Capa do single ‘O canto da terra por um fio’, de João Bosco
Divulgação
♪ OPINIÃO – João Bosco aguenta por um fio o sofrimento do Brasil profundo asfixiado por queimadas e ganâncias. O artista sofre o bafio da fera, tal como Jeje, entidade ancestral evocada em versos de Nação (João Bosco, Aldir Blanc e Paulo Emílio, 1982), samba apresentado ao Brasil na voz luminosa de Clara Nunes (1942 – 1983).
Só que o Brasil de 2023 sofre mais do que o de 1982 na questão ambiental.
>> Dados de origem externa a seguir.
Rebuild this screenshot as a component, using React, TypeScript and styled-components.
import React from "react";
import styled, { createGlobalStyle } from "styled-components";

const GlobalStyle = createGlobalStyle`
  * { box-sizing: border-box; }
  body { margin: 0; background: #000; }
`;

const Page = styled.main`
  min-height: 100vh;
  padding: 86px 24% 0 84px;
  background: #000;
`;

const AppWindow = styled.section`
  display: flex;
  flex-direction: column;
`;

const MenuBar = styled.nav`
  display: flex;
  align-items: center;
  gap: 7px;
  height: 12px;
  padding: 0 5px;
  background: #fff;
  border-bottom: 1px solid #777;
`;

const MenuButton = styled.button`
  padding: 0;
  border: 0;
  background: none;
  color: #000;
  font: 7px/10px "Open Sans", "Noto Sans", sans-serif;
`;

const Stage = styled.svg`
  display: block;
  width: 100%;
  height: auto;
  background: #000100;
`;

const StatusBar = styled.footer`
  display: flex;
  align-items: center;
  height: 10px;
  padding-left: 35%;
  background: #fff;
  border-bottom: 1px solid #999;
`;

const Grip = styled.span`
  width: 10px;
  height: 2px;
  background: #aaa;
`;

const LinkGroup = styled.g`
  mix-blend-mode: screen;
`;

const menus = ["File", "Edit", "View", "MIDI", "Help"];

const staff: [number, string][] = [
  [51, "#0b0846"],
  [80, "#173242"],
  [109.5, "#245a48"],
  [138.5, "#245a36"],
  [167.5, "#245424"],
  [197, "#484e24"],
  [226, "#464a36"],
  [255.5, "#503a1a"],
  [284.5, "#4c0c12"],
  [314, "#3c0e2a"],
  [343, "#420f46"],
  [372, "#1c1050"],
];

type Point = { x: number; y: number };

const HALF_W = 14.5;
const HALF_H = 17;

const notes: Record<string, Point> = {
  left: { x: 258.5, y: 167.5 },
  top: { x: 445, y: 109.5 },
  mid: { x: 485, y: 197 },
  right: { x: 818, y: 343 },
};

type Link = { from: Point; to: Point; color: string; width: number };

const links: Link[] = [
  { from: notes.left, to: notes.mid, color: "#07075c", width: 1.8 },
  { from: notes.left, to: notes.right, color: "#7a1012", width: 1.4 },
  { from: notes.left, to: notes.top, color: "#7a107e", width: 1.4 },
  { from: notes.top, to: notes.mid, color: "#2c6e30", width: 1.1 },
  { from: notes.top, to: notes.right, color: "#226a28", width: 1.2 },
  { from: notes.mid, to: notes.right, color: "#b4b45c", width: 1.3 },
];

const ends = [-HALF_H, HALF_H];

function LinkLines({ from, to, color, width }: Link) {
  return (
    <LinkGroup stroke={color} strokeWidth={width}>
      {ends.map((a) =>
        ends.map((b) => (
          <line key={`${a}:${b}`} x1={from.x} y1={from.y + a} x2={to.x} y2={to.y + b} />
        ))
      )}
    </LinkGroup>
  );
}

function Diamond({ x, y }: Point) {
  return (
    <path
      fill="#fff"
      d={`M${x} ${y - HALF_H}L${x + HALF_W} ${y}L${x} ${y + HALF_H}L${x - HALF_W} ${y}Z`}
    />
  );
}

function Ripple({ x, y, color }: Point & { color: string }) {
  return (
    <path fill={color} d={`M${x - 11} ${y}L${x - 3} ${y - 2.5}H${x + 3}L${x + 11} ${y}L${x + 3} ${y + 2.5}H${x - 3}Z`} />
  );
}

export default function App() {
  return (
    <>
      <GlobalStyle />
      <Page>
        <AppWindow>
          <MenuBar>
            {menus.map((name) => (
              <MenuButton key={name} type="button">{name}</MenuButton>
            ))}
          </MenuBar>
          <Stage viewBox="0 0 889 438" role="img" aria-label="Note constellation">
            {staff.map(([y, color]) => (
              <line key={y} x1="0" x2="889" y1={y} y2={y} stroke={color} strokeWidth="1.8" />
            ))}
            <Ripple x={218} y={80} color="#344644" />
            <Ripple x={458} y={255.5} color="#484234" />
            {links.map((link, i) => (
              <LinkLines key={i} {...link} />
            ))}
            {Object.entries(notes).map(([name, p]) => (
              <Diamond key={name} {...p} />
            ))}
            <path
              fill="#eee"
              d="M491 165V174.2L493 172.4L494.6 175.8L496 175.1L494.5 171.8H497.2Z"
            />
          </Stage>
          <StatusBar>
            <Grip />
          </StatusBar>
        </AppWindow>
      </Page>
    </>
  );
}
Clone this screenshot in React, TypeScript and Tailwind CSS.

Estupendo single que chega ao mundo via Som Livre na sexta-feira, 15 de dezembro, anunciando o álbum de músicas inéditas que Bosco lançará em 2024 pelo selo MP,B, O canto da terra por um fio flagra o artista em movimento evolutivo 50 anos após um primeiro álbum que preparou o terreno em 1973 para que o cantor, compositor e violonista mineiro construísse obra fundamental na música brasileira.
O single O canto da terra por um fio apresenta música composta por João com raízes afro-indígenas e letrada por Francisco Bosco – certeiro parceiro letrista desde a década de 1990 – com versos que denunciam a asfixia da Nação, evocam a mitologia do povo Yanomani e exprimem sentimento de indignação diante do sangue escarrado pela violência praticada cotidianamente contra o meio ambiente e os povos originários.
A gravação de O canto da terra por um novo fio é imersa em sons de pássaros, evocando deuses da floresta na fricção do violoncelo de Jaques Morelenbaum – autor do arranjo inebriante – com o violão singular do próprio João Bosco.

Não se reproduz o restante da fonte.